"""
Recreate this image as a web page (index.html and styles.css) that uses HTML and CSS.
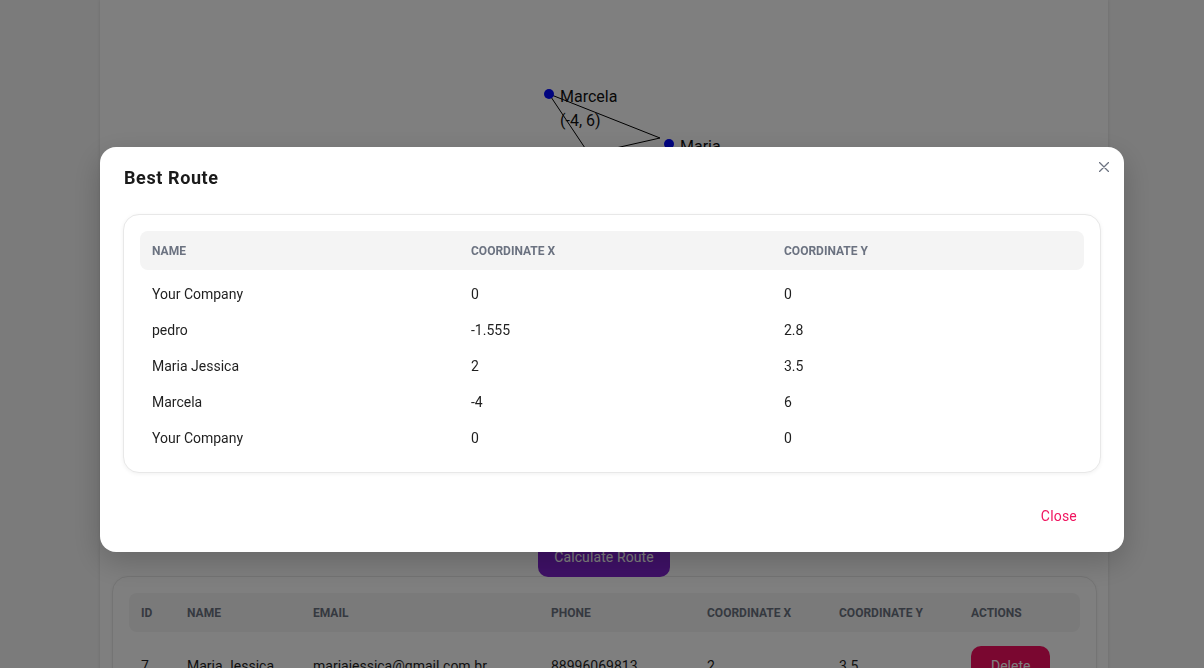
FILE: index.html
```html
<!DOCTYPE html>
<html lang="en">
<head>
<meta charset="utf-8">
<title>Best Route</title>
<link rel="stylesheet" href="styles.css">
</head>
<body>
<main class="page">
  <section class="main-card">
    <div class="chart">
      <svg width="1008" height="537" viewBox="0 0 1008 537">
        <polyline points="449,94 560,138 498,152" fill="none" stroke="#000" stroke-width="1"/>
        <line x1="449" y1="94" x2="529" y2="214" stroke="#000" stroke-width="1"/>
        <circle cx="449" cy="94" r="5" fill="#0008ff"/>
        <circle cx="569" cy="144" r="5" fill="#0008ff"/>
        <text x="460" y="102" class="chart-label">Marcela</text>
        <text x="460" y="126" class="chart-label">(-4, 6)</text>
        <text x="580" y="152" class="chart-label">Maria</text>
      </svg>
    </div>
    <div class="actions-bar">
      <button class="btn-primary">Calculate Route</button>
    </div>
    <div class="table-card bg-table">
      <div class="row head">
        <div>ID</div><div>Name</div><div>Email</div><div>Phone</div><div>Coordinate X</div><div>Coordinate Y</div><div>Actions</div>
      </div>
      <div class="row body">
        <div>7</div><div>Maria Jessica</div><div>mariajessica@gmail.com.br</div><div>88996069813</div><div>2</div><div>3.5</div><div><button class="btn-danger">Delete</button></div>
      </div>
    </div>
  </section>
</main>

<div class="overlay">
  <div class="modal">
    <button class="modal-x" aria-label="close">
      <svg width="10" height="10" viewBox="0 0 10 10"><path d="M0.5 0.5 L9.5 9.5 M9.5 0.5 L0.5 9.5" stroke="#6b7280" stroke-width="1.3" stroke-linecap="round"/></svg>
    </button>
    <h2 class="modal-title">Best Route</h2>
    <div class="modal-body">
      <div class="table-card route-table">
        <div class="row head">
          <div>Name</div><div>Coordinate X</div><div>Coordinate Y</div>
        </div>
        <div class="row body"><div>Your Company</div><div>0</div><div>0</div></div>
        <div class="row body"><div>pedro</div><div>-1.555</div><div>2.8</div></div>
        <div class="row body"><div>Maria Jessica</div><div>2</div><div>3.5</div></div>
        <div class="row body"><div>Marcela</div><div>-4</div><div>6</div></div>
        <div class="row body"><div>Your Company</div><div>0</div><div>0</div></div>
      </div>
    </div>
    <div class="modal-footer">
      <button class="btn-text">Close</button>
    </div>
  </div>
</div>
</body>
</html>
```
FILE: styles.css
```css
* { box-sizing: border-box; }
html, body { margin: 0; padding: 0; }
body {
  background: #f6f6f6;
  font-family: Roboto, "Liberation Sans", sans-serif;
  color: #1f1f1f;
  height: 668px;
  overflow: hidden;
}
.page {
  display: flex;
  justify-content: flex-start;
  padding-left: 100px;
}
.main-card {
  width: 1008px;
  background: #fff;
  box-shadow: 0 0 3px rgba(0,0,0,0.12);
  min-height: 800px;
}
.chart { height: 537px; }
.chart svg { display: block; }
.chart-label { font-family: Roboto, sans-serif; font-size: 16px; fill: #111; }
.actions-bar { display: flex; justify-content: center; }
.btn-primary {
  height: 40px;
  padding: 0 16px;
  border: none;
  border-radius: 10px;
  background: #7e22ce;
  color: #fff;
  font-family: inherit;
  font-size: 14px;
  letter-spacing: 0.1px;
}
.bg-table { margin: -1px 11px 0 12px; }

.table-card {
  border: 1px solid #e8e8e8;
  border-radius: 16px;
  padding: 16px;
  background: #fff;
  box-shadow: 0 1px 4px rgba(0,0,0,0.06);
}
.row { display: grid; align-items: center; }
.row > div { padding: 0 12px; }
.row.head {
  background: #f4f4f4;
  border-radius: 8px;
  height: 39px;
  font-size: 12px;
  font-weight: 700;
  text-transform: uppercase;
  color: #6b7280;
  margin-bottom: 6px;
}
.row.body { font-size: 14px; color: #1f1f1f; }
.bg-table .row { grid-template-columns: 46px 126px 238px 156px 132px 132px 1fr; }
.bg-table .row.body { height: 56px; }
.btn-danger {
  height: 40px;
  padding: 0 20px;
  border: none;
  border-radius: 10px;
  background: #f50f60;
  color: #fff;
  font-family: inherit;
  font-size: 14px;
}

.overlay {
  position: fixed;
  inset: 0;
  background: rgba(0,0,0,0.5);
  display: flex;
  align-items: flex-start;
  padding: 147px 0 0 100px;
}
.modal {
  position: relative;
  width: 1024px;
  background: #fff;
  border-radius: 16px;
  box-shadow: 0 10px 30px rgba(0,0,0,0.2);
}
.modal-x {
  position: absolute;
  top: 15px;
  right: 15px;
  width: 10px;
  height: 10px;
  padding: 0;
  border: none;
  background: transparent;
  display: flex;
}
.modal-title {
  margin: 0;
  padding: 19px 24px 0;
  font-size: 18px;
  line-height: 24px;
  font-weight: 700;
  color: #1a1a1a;
  letter-spacing: 0.6px;
}
.modal-body { padding: 24px 23px 0; }
.route-table .row { grid-template-columns: 319px 313px 1fr; }
.route-table .row.body { height: 36px; }
.modal-footer {
  display: flex;
  justify-content: flex-end;
  padding: 25px 24px 18px;
}
.btn-text {
  height: 36px;
  padding: 0 23px;
  border: none;
  background: transparent;
  color: #f0145f;
  font-family: inherit;
  font-size: 14px;
  letter-spacing: 0.2px;
}
```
"""
SHORT PROBLEM: Track down all lines above with the string "styles" and copy them.

THE ANSWER:
Recreate this image as a web page (index.html and styles.css) that uses HTML and CSS.
<link rel="stylesheet" href="styles.css">
FILE: styles.css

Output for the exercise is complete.